In part one, we explored reactive vs proactive monitoring, tools, and some general best practice advice.
In part two, one of Multiplay’s senior developers, Lewis Waddicor, is going to take a deeper dive into monitoring, with a focus on machine health, recovery and what you can do with the data.
Considering every organisation will have different requirements when it comes to monitoring, we will mainly run through how we handle things at Multiplay.
This is possibly over and above what you might need to do, as you may not need to monitor thousands of machines in dozens of locations, but it’ll give you insight into some areas to explore.
What needs Monitoring?
Our service runs in two main places:
If you’re a Multiplay customer, you’ll know all about our core servers, as you’ll be interacting with them regularly. They host our API, website, and the brains of our Hybrid Scale technology.
Edge nodes (Machines)
Edge nodes (or often just Machines) are either bare-metal boxes or machines we have provisioned from a cloud provider. We try to use a balance between the two for maximum cost effectiveness and will vary the cloud based on demand throughout the day.
For me, the term ‘edge nodes’ drives home the point that these really live at the edge of our system. We need to consider data transfer costs, latency, and all manner of communication issues that can arise from them being spread across the world.
Both ‘core’ and ‘edge node’ machines require monitoring, but as “core” servers are common to many, I will be mainly discussing how edge nodes are monitored and what we do with that information.
Keeping track of many thousands of machines is impossible without good monitoring. We consistently report back details about them to identify potential problems. There are a variety of different metrics that we use for this, including:
- Disk usage
- Swap usage
- Network usage
- Server query (game state, player information)
For example, if a new game version has been rolled out and RAM usage starts going up over time, it may be a sign that a memory leak has been introduced.
Game server health and behavior
To maximize cost-effectiveness, often a single machine will be running many game servers on it (you can read more about game server density in my colleague’s excellent piece).
To prevent a single bad server ruining the experience for players on the same machine process level, monitoring is vital.
For example, if a game server was to suddenly crash and begin consuming a huge amount of memory or CPU, this would likely be noticed by games on the remaining servers as a huge lag spike. The machine statistics we collect are vital to detecting problems like these.

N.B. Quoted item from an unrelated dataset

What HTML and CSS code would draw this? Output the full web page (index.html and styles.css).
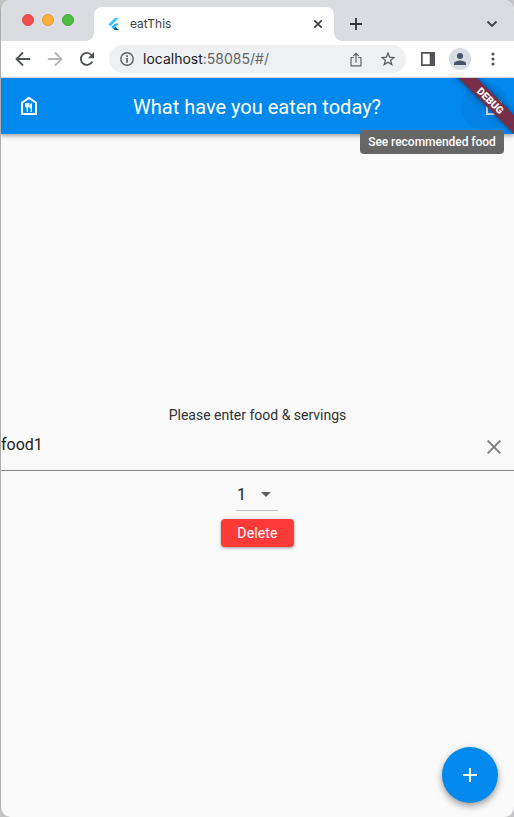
FILE: index.html
```html
<!DOCTYPE html>
<html lang="en">
<head>
<meta charset="utf-8">
<title>eatThis</title>
<link rel="stylesheet" href="styles.css">
</head>
<body>
<div class="window">
  <header class="tabstrip">
    <div class="lights"><i class="light red"></i><i class="light amber"></i><i class="light green"></i></div>
    <div class="tab">
      <svg class="favicon" width="12" height="14" viewBox="0 0 12 14"><path d="M6.8 1h4L2.5 9.2.5 7.2z" fill="#40c4ff"/><path d="M7 6.500h4L7.500 10 5.300 8.200z" fill="#29b6f6"/><path d="M3.200 10.100l2.100-2 2.200 2L5.300 12z" fill="#29b6f6"/><path d="M5.300 12l2.200-1.900L11 13H7z" fill="#01579b"/></svg>
      <span class="tab-title">eatThis</span>
      <svg class="tab-close" width="10" height="10" viewBox="0 0 10 10"><path d="M1.300 1.300l7.400 7.400m0-7.400L1.300 8.700" stroke="#3c4043" stroke-width="1.700"/></svg>
    </div>
    <svg class="new-tab" width="12" height="12" viewBox="0 0 12 12"><path d="M6 0v12M0 6h12" stroke="#303336" stroke-width="1.800"/></svg>
    <svg class="chevron" width="12" height="8" viewBox="0 0 12 8"><path d="M1.500 1.500L6 6l4.500-4.500" fill="none" stroke="#3c4043" stroke-width="1.800"/></svg>
  </header>
  <nav class="toolbar">
    <svg class="back" width="16" height="16" viewBox="0 0 16 16"><path d="M15.200 8H2M8 1.500L1.500 8 8 14.500" fill="none" stroke="#505458" stroke-width="1.800"/></svg>
    <svg class="forward" width="16" height="16" viewBox="0 0 16 16"><path d="M.8 8H14M8 1.500L14.500 8 8 14.500" fill="none" stroke="#b4b6b8" stroke-width="1.800"/></svg>
    <svg class="reload" width="16" height="16" viewBox="0 0 16 16"><path d="M13.300 10.500A6 6 0 1 1 12.500 4" fill="none" stroke="#505458" stroke-width="1.900"/><path d="M15 1v6.200H8.800z" fill="#505458"/></svg>
    <div class="omnibox">
      <svg class="info" width="14" height="14" viewBox="0 0 14 14"><circle cx="7" cy="7" r="6.200" fill="none" stroke="#5b5e62" stroke-width="1.400"/><path d="M7 3.300v1.700M7 6v4.700" stroke="#505458" stroke-width="1.600"/></svg>
      <span class="url">localhost<span class="port">:58085/#/</span></span>
      <svg class="share" width="12" height="15" viewBox="0 0 12 15"><path d="M4 5.500H1v8.300h10V5.500H8M6 10.500V1.500M3.300 4L6 1.300 8.700 4" fill="none" stroke="#606468" stroke-width="1.200"/></svg>
      <svg class="star" width="14" height="14" viewBox="0 0 14 14"><path d="M7 1l1.600 4.200 4.500.3-3.500 2.800 1.200 4.300L7 10.200l-3.800 2.400 1.200-4.300L.9 5.500l4.500-.3z" fill="none" stroke="#5b5e62" stroke-width="1.300"/></svg>
    </div>
    <svg class="panel" width="14" height="14" viewBox="0 0 14 14"><path d="M0 0h14v14H0zM1.700 1.800v10.400h7V1.800z" fill="#505458" fill-rule="evenodd"/></svg>
    <div class="avatar"><svg width="12" height="12" viewBox="0 0 12 12"><circle cx="6" cy="3" r="3" fill="#46536b"/><path d="M0 12v-1.500C0 8.500 4 7.500 6 7.500s6 1 6 3V12z" fill="#46536b"/></svg></div>
    <svg class="more" width="4" height="14" viewBox="0 0 4 14"><g fill="#505458"><circle cx="2" cy="2" r="1.600"/><circle cx="2" cy="7" r="1.600"/><circle cx="2" cy="12" r="1.600"/></g></svg>
  </nav>
  <main class="app">
    <header class="appbar">
      <svg class="house" width="18" height="20" viewBox="0 0 18 20"><path d="M2 18V6.700L9 2l7 4.700V18z" fill="none" stroke="#fff" stroke-width="2"/><path d="M5 7h4.500v3.500L8 11.700V16H6.700v-4.300L5 10.500zM9.500 9.500Q10 7 12 7v9h-1.300v-3.500H9.500z" fill="#e5f3fe"/></svg>
      <h1 class="title">What have you eaten today?</h1>
      <div class="halo"></div>
      <svg class="action" width="18" height="20" viewBox="0 0 18 20"><path d="M2 18V6.700L9 2l7 4.700V18z" fill="none" stroke="#d9ecfb" stroke-width="2"/></svg>
      <div class="debug">DEBUG</div>
    </header>
    <div class="tooltip">See recommended food</div>
    <section class="content">
      <p class="prompt">Please enter food &amp; servings</p>
      <div class="field"><span>food1</span><svg width="14" height="14" viewBox="0 0 14 14"><path d="M.6.6l12.800 12.800M13.400.6L.6 13.400" stroke="#7b7b7b" stroke-width="1.900"/></svg></div>
      <div class="select"><span>1</span><svg width="10" height="5" viewBox="0 0 10 5"><path d="M0 0h10L5 5z" fill="#616161"/></svg></div>
      <button class="delete">Delete</button>
    </section>
    <button class="fab" aria-label="Add"><svg width="14" height="14" viewBox="0 0 14 14"><path d="M7 0v14M0 7h14" stroke="#fff" stroke-width="2"/></svg></button>
  </main>
</div>
</body>
</html>
```
FILE: styles.css
```css
* { box-sizing: border-box; }
body { margin: 0; background: #c4c4c6; font-family: Roboto, sans-serif; }
svg { display: block; flex: none; }
.window { width: 514px; height: 817px; border-left: 1px solid #adadad; border-radius: 10px; overflow: hidden; background: #fafafa; }
.tabstrip { height: 41px; background: #dadce1; display: flex; align-items: flex-start; }
.lights { display: flex; gap: 8px; padding: 14px 0 0 21px; width: 93px; }
.light { width: 12px; height: 12px; border-radius: 50%; }
.red { background: #f14f4d; border: 1px solid #d94744; }
.amber { background: #fbb03b; border: 1px solid #dc9b35; }
.green { background: #4bc043; border: 1px solid #3ca637; }
.tab { position: relative; width: 240px; height: 34px; margin-top: 7px; border-radius: 8px 8px 0 0; background: #fff; display: flex; align-items: center; padding-left: 14px; }
.tab::before, .tab::after { content: ""; position: absolute; bottom: 0; width: 8px; height: 8px; }
.tab::before { left: -8px; background: radial-gradient(circle at 0 0, transparent 7.5px, #fff 8px); }
.tab::after { right: -8px; background: radial-gradient(circle at 100% 0, transparent 7.5px, #fff 8px); }
.tab-title { margin-left: 10px; font: 12px/16px Inter, sans-serif; color: #3c4043; }
.tab-close { margin-left: auto; margin-right: 11px; }
.new-tab { margin: 18px 0 0 16px; }
.chevron { margin: 20px 16px 0 auto; }
.toolbar { height: 37px; background: #fff; border-bottom: 1px solid #d8dadd; display: flex; align-items: center; padding: 0 19px 0 14px; }
.forward { margin-left: 16px; }
.reload { margin-left: 16px; }
.omnibox { width: 297px; height: 28px; margin-left: 14px; border-radius: 14px; background: #eff0f2; display: flex; align-items: center; padding: 0 11px; }
.url { margin-left: 9px; font: 14px/20px Inter, sans-serif; color: #202124; white-space: nowrap; }
.port { color: #5f6368; }
.share { margin-left: auto; }
.star { margin-left: 19px; }
.panel { margin-left: 15px; }
.avatar { width: 22px; height: 22px; margin-left: 14px; border-radius: 50%; background: #d8dce3; display: flex; align-items: center; justify-content: center; }
.more { margin-left: auto; }
.app { position: relative; height: 739px; }
.appbar { position: relative; height: 56px; background: #0289ee; display: flex; align-items: center; padding: 0 11px 0 19px; overflow: hidden; }
.app::before { content: ""; position: absolute; inset: 0 0 auto; height: 56px; box-shadow: 0 2px 4px rgba(0,0,0,.34); }
.title { margin: 2px auto 0 95px; font: 400 20px/24px Roboto, sans-serif; color: #fff; white-space: nowrap; }
.halo { position: absolute; right: 5px; top: 4px; width: 48px; height: 48px; border-radius: 50%; background: rgba(0,30,70,.06); }
.debug { position: absolute; left: 430px; top: 17px; width: 120px; height: 13px; transform: rotate(45deg); background: #772e48; box-shadow: 0 0 6px rgba(0,0,0,.5); color: #fff; text-align: center; text-indent: -2px; font: 900 10.2px/14px Roboto, sans-serif; }
.tooltip { position: absolute; left: 359px; top: 52px; width: 144px; height: 24px; border-radius: 4px; background: #666; color: #fff; text-align: center; font: 500 12px/24px Roboto, sans-serif; letter-spacing: -.03px; white-space: nowrap; }
.content { display: flex; flex-direction: column; align-items: center; padding-top: 272px; }
.prompt { margin: 0; font-size: 14px; line-height: 18px; color: #303030; }
.field { width: 100%; height: 47px; border-bottom: 1px solid #858585; display: flex; align-items: center; justify-content: space-between; padding-right: 13px; font-size: 16px; color: #212121; }
.field span { margin-top: -6px; }
.select { width: 42px; height: 40px; margin-right: 1px; border-bottom: 1px solid #bdbdbd; display: flex; align-items: center; gap: 15px; padding: 8px 0 0 1px; font-size: 16px; color: #212121; }
.delete { width: 73px; height: 28px; margin-top: 8px; padding: 0; border: 0; border-radius: 4px; background: #fc3b38; box-shadow: 0 1px 3px rgba(0,0,0,.4); color: #fff; font: 400 14px/28px Roboto, sans-serif; letter-spacing: .15px; }
.fab { position: absolute; right: 16px; bottom: 14px; width: 56px; height: 56px; padding: 0; border: 0; border-radius: 50%; background: #0289ee; display: grid; place-items: center; box-shadow: 0 3px 7px rgba(0,0,0,.4); }
```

The main executables may also spawn many sub-processes. It’s important to monitor all of these children to make correct decisions. Again, similar sorts of information is collected (CPU, RAM, etc).
One of the most important tools we use is server query. We use this to ask the game server directly for information about itself. We can then see if it responds, the number of players it has connected, game state, and any other information it sends us.
How do we make use of monitoring information?
The machines collect information and report it back to our core services. We developed a really powerful ‘server check’ service running on all the edge nodes which does this. This application is designed to work with all the platforms we support and report in a unified way.
Our system has to be resilient to any connection issues as clients expect peak performance. Core will keep track of servers that have not reported in recently and the edge nodes will send previous statistics to fill in any gaps in monitoring reports. Alerts may also be raised if needed (for more on alerts, check out part one on monitoring).
At scale, the core services will be receiving and processing a huge amount of information from every server check instance running. We use this information in a number of ways, including:
Perhaps the most important. We will always try to recover if we have an issue. Often though, we don’t have to as the system does a really good job of attempting to fix itself if it has problems. Based on the data it collects, it has a constantly evolving view of the world and is able to make better decisions.
In the case of a runaway executable, with the collected data, the system is able to analyze the expected resource profile against a previous one and take actions to try and recover it. In a lot of cases this is enough to permanently fix the problem without manual intervention.
If there are back-to-back failures, we may take further action. One option is to disable the machine and let the Hybrid Scaler automatically provision a new machine, if the capacity is needed. An alert can also be set up to allow someone to investigate, to prevent it happening in future.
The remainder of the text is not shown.